Taiwan, which produces 67% of the global semiconductor market, has 13% of its GDP generated from this sector. Taiwan's GDP is projected to grow by an additional 3.94% in 2024, driven by the AI economy, said Mr Supparat.

To reduce dependence on Taiwan and capture the AI economy, countries such as the US have subsidised chip firms with $22 billion to start local manufacturing. Germany, India, Japan and Malaysia are also exploring incentives to become hubs for AI GPU chip manufacturing.

He suggested the Thai government focus on three key areas, including enhancing the cloud first strategy with AI integration, evolving into an "AI cloud first" strategy. This will not only make government services more accessible, but also more intelligent by harnessing the power of AI, said Mr Supparat.

The government should also strengthen semiconductor manufacturing capabilities, he said. Earlier this year, the chief executive of Nvidia visited Southeast Asia, but did not stop in Thailand, even though the nation has the second-largest GDP in the region.

The DES and Industry ministries should enhance Thailand's manufacturing capabilities to position the country as a hub for semiconductors, which are crucial for the AI economy, said Mr Supparat.

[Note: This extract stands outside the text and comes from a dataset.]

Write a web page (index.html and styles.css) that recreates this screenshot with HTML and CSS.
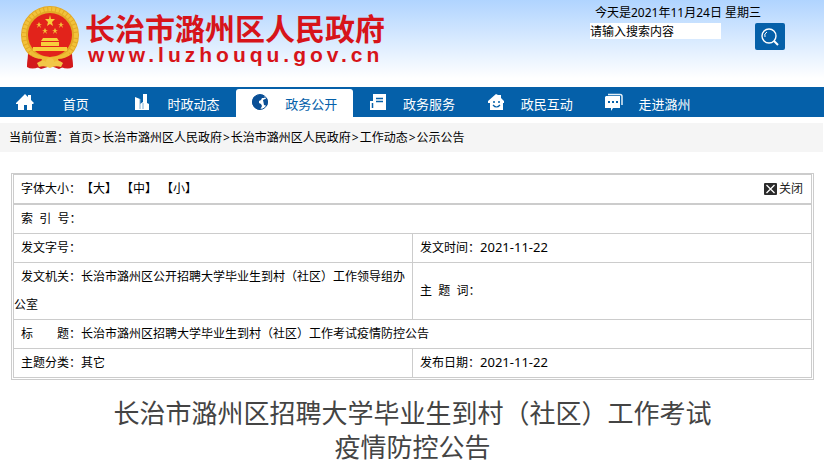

In addition, the power cost needs to be reduced for AI data centres, he said.

"The AI economy is power-intensive. We need to explore ways to reduce power costs to 7-9 cents US per kilowatt-hour, making Thailand an attractive hub for AI data centres. This could drive investments worth billions into the Eastern Economic Corridor," said Mr Supparat.

The TDCA plans to propose a white paper to the government in the third quarter of this year offering recommendations on how to enhance Thailand's competitiveness in the data centre industry, fostering the growth of the AI economy, he said.